Tábata Bergonci
04/05/2016

Seus genes podem influenciar como você experimenta a felicidade. [1]
Seus genes podem influenciar como você experimenta a felicidade. [1]
O que é a felicidade pra você? Um estado de espírito? É feita apenas de momentos? Ou pode durar por dias, meses, até anos? Pode alguém ser sempre feliz? A capacidade de ser feliz só depende de você? Ou tem de haver mais? Não, meus caros, este não é um texto de autoajuda. Também não vou aqui me arriscar nas questões filosóficas do tema… Mas, o fato é que, pela primeira vez na história, pesquisadores parecem ter isolado parte do genoma que pode explicar diferenças em como humanos experimentam a felicidade.

Para que essa pesquisa fosse possível, geneticistas usaram um banco de dados do World Values Survey (WVS, livre tradução, Levantamento de Valores Mundiais), reunidos entre 2000 e 2014. A WVS é um projeto de pesquisa global, composta por cientistas que estudam valores e crenças das pessoas, e como a mudança desses valores impacta a vida social e política de um país. A partir desse banco de dados, eles selecionaram 298 mil pessoas que se classificaram “muito felizes” e 161 mil com sintomas de depressão [2]. Para o estudo, os pesquisadores realizaram uma meta-análise, ou seja, eles reuniram dados genômicos de muitos estudos e utilizaram análises estatísticas avançadas para analisa-los. Com essas análises, é possível encontrar as diferenças entre um genoma e outro e, assim, correlacionar com o sentir “muito feliz” ou depressivo.

Os pesquisadores encontraram três regiões do genoma das pessoas felizes que são diferentes em relação às pessoas depressivas. Entre as variações no DNA de pessoas felizes, um gene merece destaque: o FAAH. Esse gene codifica uma proteína de mesmo nome que quebra uma substância produzida pelo nosso corpo, conhecida por aumentar o “prazer sensorial” e ajudar a reduzir a dor, a anandamida. Essa substância é bem parecida com as que estão ativas na maconha. E, se alguém quiser um suplemento de anandamida, ela também está presente no chocolate! Assim, versões da proteína FAAH que degradem a anandamida mais lentamente seriam as mais interessantes, por disponibilizarem maior concentração dessa substância no organismo.

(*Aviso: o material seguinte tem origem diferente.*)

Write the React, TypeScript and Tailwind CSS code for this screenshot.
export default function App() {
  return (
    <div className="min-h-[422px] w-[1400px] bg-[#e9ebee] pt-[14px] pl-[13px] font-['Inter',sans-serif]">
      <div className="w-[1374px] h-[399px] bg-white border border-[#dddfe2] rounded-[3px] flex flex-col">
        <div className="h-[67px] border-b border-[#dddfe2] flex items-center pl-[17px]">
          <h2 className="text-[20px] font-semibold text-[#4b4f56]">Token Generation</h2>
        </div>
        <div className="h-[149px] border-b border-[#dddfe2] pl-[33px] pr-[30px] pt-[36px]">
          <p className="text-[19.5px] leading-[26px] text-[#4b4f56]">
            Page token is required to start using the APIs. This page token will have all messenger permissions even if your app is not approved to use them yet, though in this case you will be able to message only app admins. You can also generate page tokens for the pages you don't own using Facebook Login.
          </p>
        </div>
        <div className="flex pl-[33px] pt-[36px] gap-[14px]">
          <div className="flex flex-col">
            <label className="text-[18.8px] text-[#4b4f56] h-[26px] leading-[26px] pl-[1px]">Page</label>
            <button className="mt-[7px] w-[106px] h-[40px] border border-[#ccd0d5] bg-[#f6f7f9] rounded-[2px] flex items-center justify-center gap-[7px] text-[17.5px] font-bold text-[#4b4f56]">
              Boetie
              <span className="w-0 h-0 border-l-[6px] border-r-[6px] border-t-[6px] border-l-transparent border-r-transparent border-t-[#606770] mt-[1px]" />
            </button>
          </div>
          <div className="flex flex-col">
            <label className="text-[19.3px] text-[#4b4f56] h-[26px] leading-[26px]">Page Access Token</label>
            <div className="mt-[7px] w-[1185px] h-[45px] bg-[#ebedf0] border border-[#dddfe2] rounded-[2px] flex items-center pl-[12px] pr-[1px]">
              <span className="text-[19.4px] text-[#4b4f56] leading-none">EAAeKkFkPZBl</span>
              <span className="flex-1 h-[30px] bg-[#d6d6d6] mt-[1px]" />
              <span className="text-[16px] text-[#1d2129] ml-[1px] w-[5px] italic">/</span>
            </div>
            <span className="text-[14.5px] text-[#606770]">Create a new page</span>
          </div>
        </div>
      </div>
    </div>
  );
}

As pessoas felizes, segundo o estudo, possuem uma variação particular desse gene! Os cientistas suspeitam que essa versão do gene produza uma FAAH menos ativa!

Porque essa pesquisa envolveu a análise de pessoas dos mais diversos países, constatações interessantes foram encontradas. Países como México e Nigéria, onde mais de 60% das pessoas se dizem “muito felizes”, têm alta taxa da “variedade boa” desse gene na população (mais de 40%!). Países como China e Iraque, onde menos de 20% das pessoas se declararam “muito felizes”, tem apenas 10% da população com essa variedade. Entretanto, o gene e a felicidade parecem nem sempre andarem de mãos dadas. Por exemplo, apenas 11% dos russos se disseram “muito felizes”, apesar da prevalência da “variedade boa” na população russa ser de quase 30%.

Não surpreendentemente, as diferenças climáticas também correlacionam com a felicidade de um país. A ocorrência da variação boa do gene foi mais alta nas regiões tropicais das Américas e África, enquanto as regiões mediterrâneas e o norte europeu mostraram baixa ocorrência da variante na população.  Além disso, o estudo mostra que a riqueza econômica e a política de um país não influenciam significantemente a felicidade de uma nação, apesar de causar flutuações no grau de satisfação das pessoas. Um exemplo é Ruanda, onde mais da metade dos habitantes se dizem “muito felizes” (e também possuem alta taxa da “variedade boa”), mesmo este sendo um dos países mais pobres do globo.

Esse trabalho é um marco histórico e um novo começo: um marco histórico porque agora estamos certos de que aspectos genéticos estão envolvidos na felicidade, um novo começo porque as três variantes encontradas em pessoas felizes envolvem apenas uma pequena fração das diferenças entre os seres humanos. A descoberta dessas regiões de felicidade pode trazer esperança para o maior desafio da medicina nos tempos atuais: a depressão. Além disso, abre caminhos para estudos comportamentais, para entender até onde o ambiente afeta o modo como as pessoas vivenciam a felicidade.

[1] Crédito da imagem: Alan O´Rourke (Flickr) / Creative Commons (CC BY 2.0). URL: https://www.flickr.com/photos/toddle_email_newsletters/14771775790/.

[2] A Okbay et al. Genetics variants associated with subjective well-being, depressive symptoms, and neuroticism identified through genome-wide analysis. Nature Genetics 48, 624 (2016).